We warned you that silicon would be the key to unlocking this problem. You see, the new discovery was born at the “SFU Silicon Quantum Technology Lab in SFU’s Physics Department…” Stephanie Simmons, Canada Research Chair in Silicon Quantum Technologies, and Michael Thewalt, Professor Emeritus, co-led the research.
Clarifying a Quantum Computing Complex Discovery
The scientists examined over “150,000 silicon ‘T center’ photon-spin qubits.” They wanted to prove that silicon could do two simultaneous tasks:
1. Firstly, they needed to “Produce both stable, long-lived qubits that provide processing power…”
2. Secondly, they wanted the qubits to carry “the communications technology that enables these qubits to link together at scale.”
(By the way, “at scale” would mean we could mass produce quantum computers. Moreover, they would be offered at reasonable prices. By reasonable prices, we mean research institutions in multiple scientific fields could actually use them.)
Linking together, the qubits of information could be communicated on a silicon Internet. (For more information on quantum computing, check out this reliable online resource.
New Discovery Stands on the Shoulders of Past Research
Keep in mind that these scientists already knew, “that silicon can produce some of the most stable and long-lived qubits in the industry…”
Thus, the researchers realized, that “An emitter like the T center” does two important things:
1. It takes high-performance spin qubits…
2. Additionally, it combines them with optical photo generation. Therefore, the silicon T center, hitherto considered a luminescent defect, could empower scalable quantum computers.
3. Why? “They can manage “the processing and the communications together, rather than needing to interface two different quantum technologies…” said Dr. Simmons. And to emphasis this point, she repeated they would not need separate technologies, “one for processing and one for communications…”
A Closer Look at T Centers of Silicon
You see, the T centers “have the advantage of emitting light at the same wavelength that today’s metropolitan fiber communications and telecom networking equipment use.”

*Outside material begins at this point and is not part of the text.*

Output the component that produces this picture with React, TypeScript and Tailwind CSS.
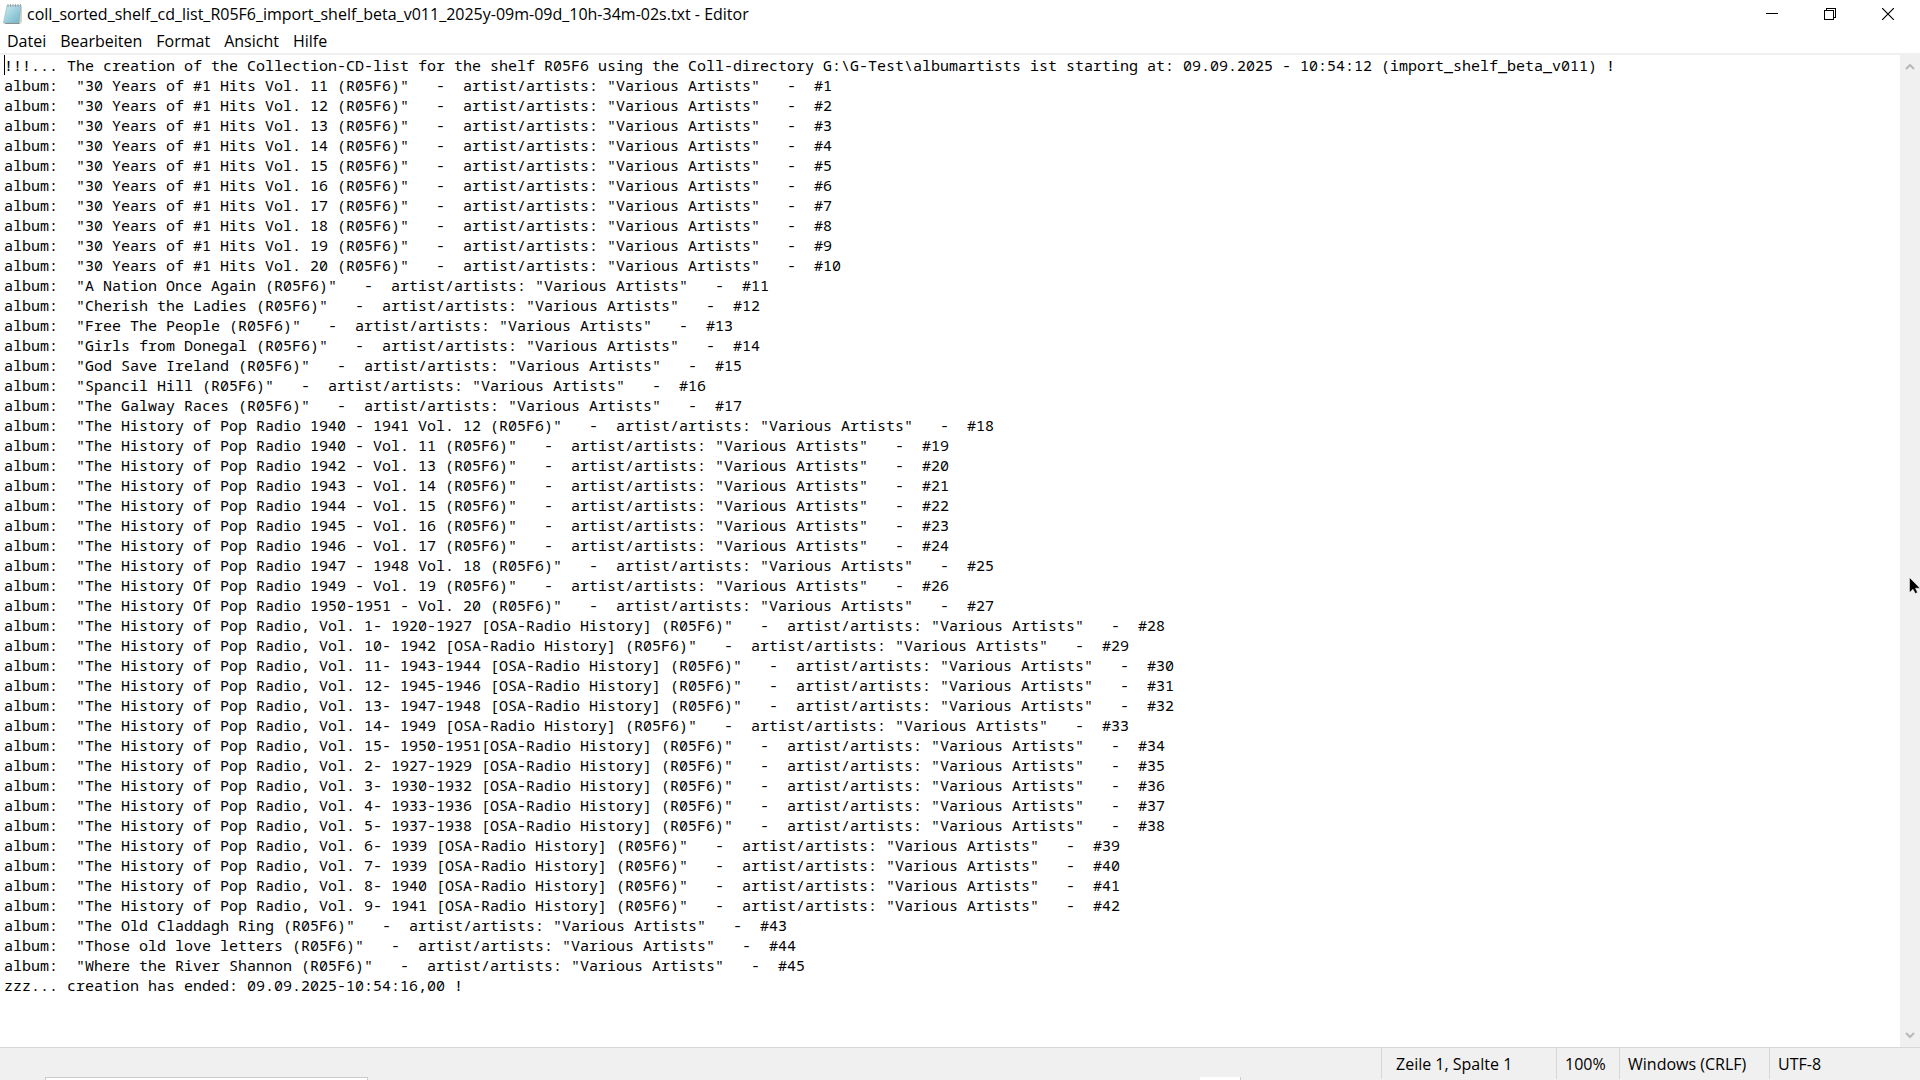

Thus, Simmons explained, “With T centers, you can build quantum processors that inherently communicate with other processors.” This was a huge insight.
She continued, “…Your silicon qubit can communicate by emitting photons (light) in the same band used in data centers and fiber networks…” She added, Then, “you get these same benefits for connecting the millions of qubits needed for quantum computing.”

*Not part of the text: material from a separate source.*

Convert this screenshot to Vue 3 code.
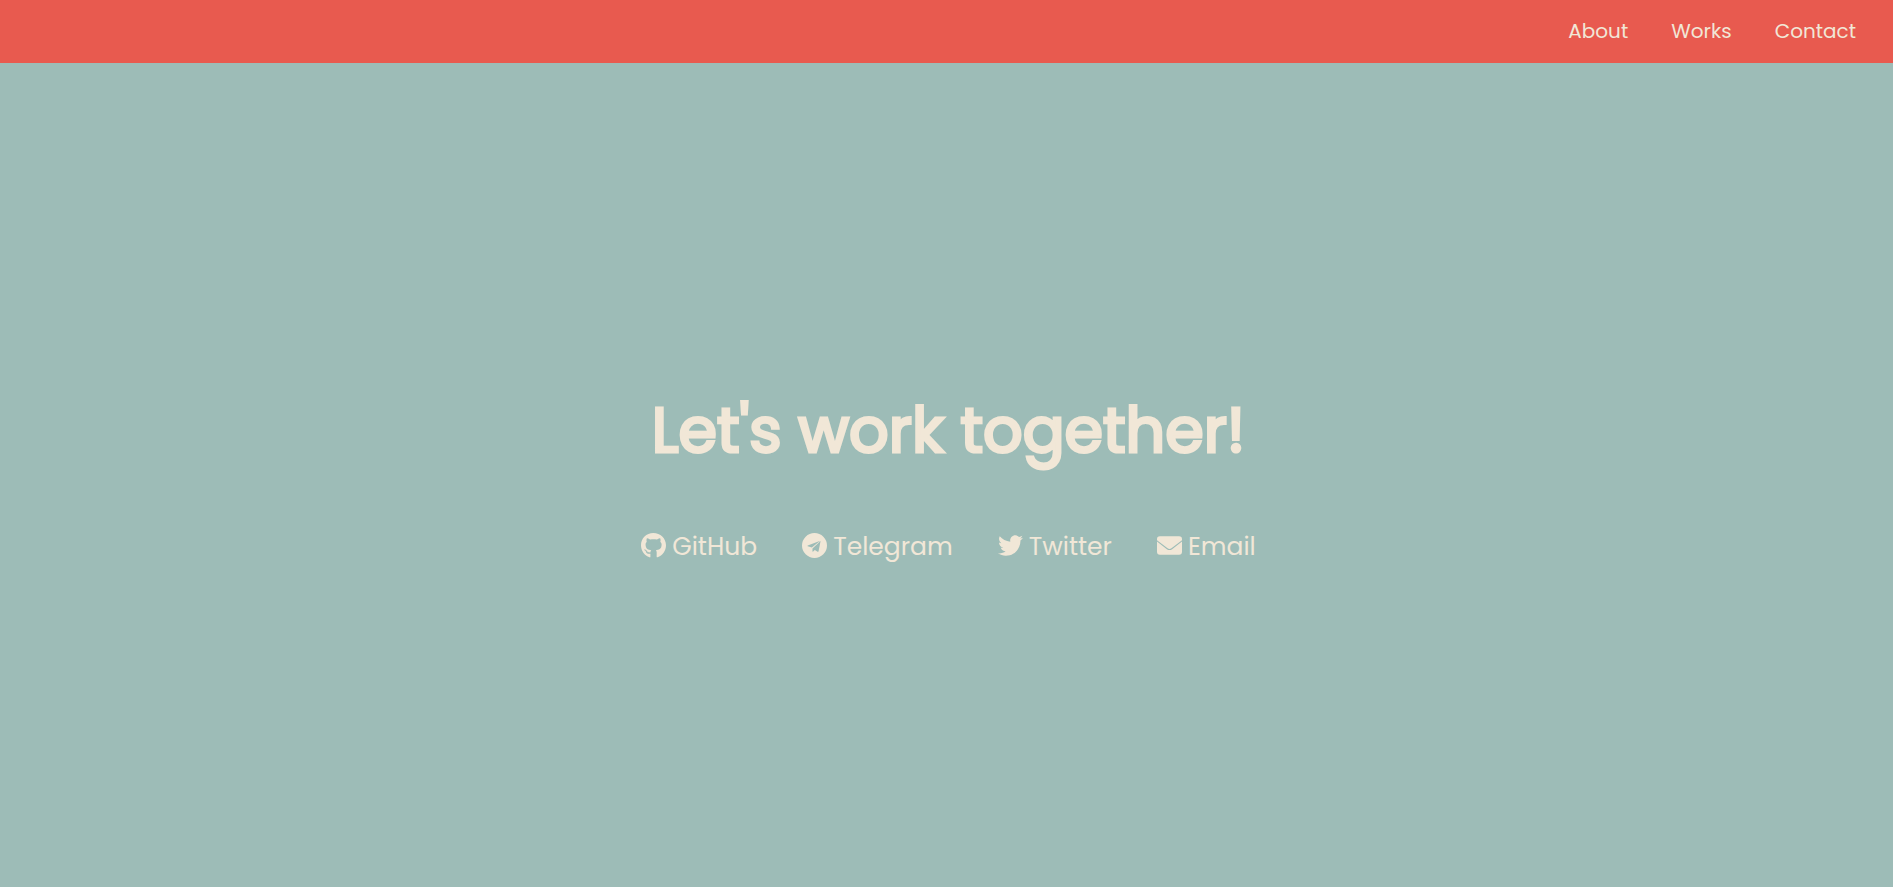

Building the Future of New Technology
Now, we have Terrific Take-Aways on “Developing quantum technology using “silicon.” It makes sense. Silicon will pave the way for rapidly scaling quantum computing.
Meanwhile, we can observe that “The global semiconductor industry is already able to inexpensively manufacture silicon computer chips at scale, with a staggering degree of precision.” Currently, the limiting factor is the semi-conductor shortage we discussed in our previous blog.
Terrific Take-Aways from Silicon Technology
That chip technology creates the heart of traditional computing. It empowers function in everything from your smartphone to the most powerful supercomputers on earth. For additional detailed information, visit this site.
Simmons summarized it best as she stated, “By finding a way to create quantum computing processors in silicon, you can take advantage of all of the years of development, knowledge, and infrastructure used to manufacture conventional computers…”
This certainly makes more sense than building a whole new industry for quantum manufacturing,” Simmons says. And she added, “This represents an almost insurmountable competitive advantage in the international race for a quantum computer.”
At Simon Fraser University, researchers call this discovery “…the missing photonic link to enable an all-silicon quantum internet.”
We think it is fascinating that the T center, long regarded as a specific luminescent defect in silicon, will become the hero of this discovery. The T center’s power to “provide a ‘photonic link’ between qubits” is no longer a defect, but a gift.
ER Precision Optics believes we might need a few more such insightful discoveries before we can build scalable quantum computing and the silicon quantum internet. One thing, we do feel is certain: the future is built of silicon.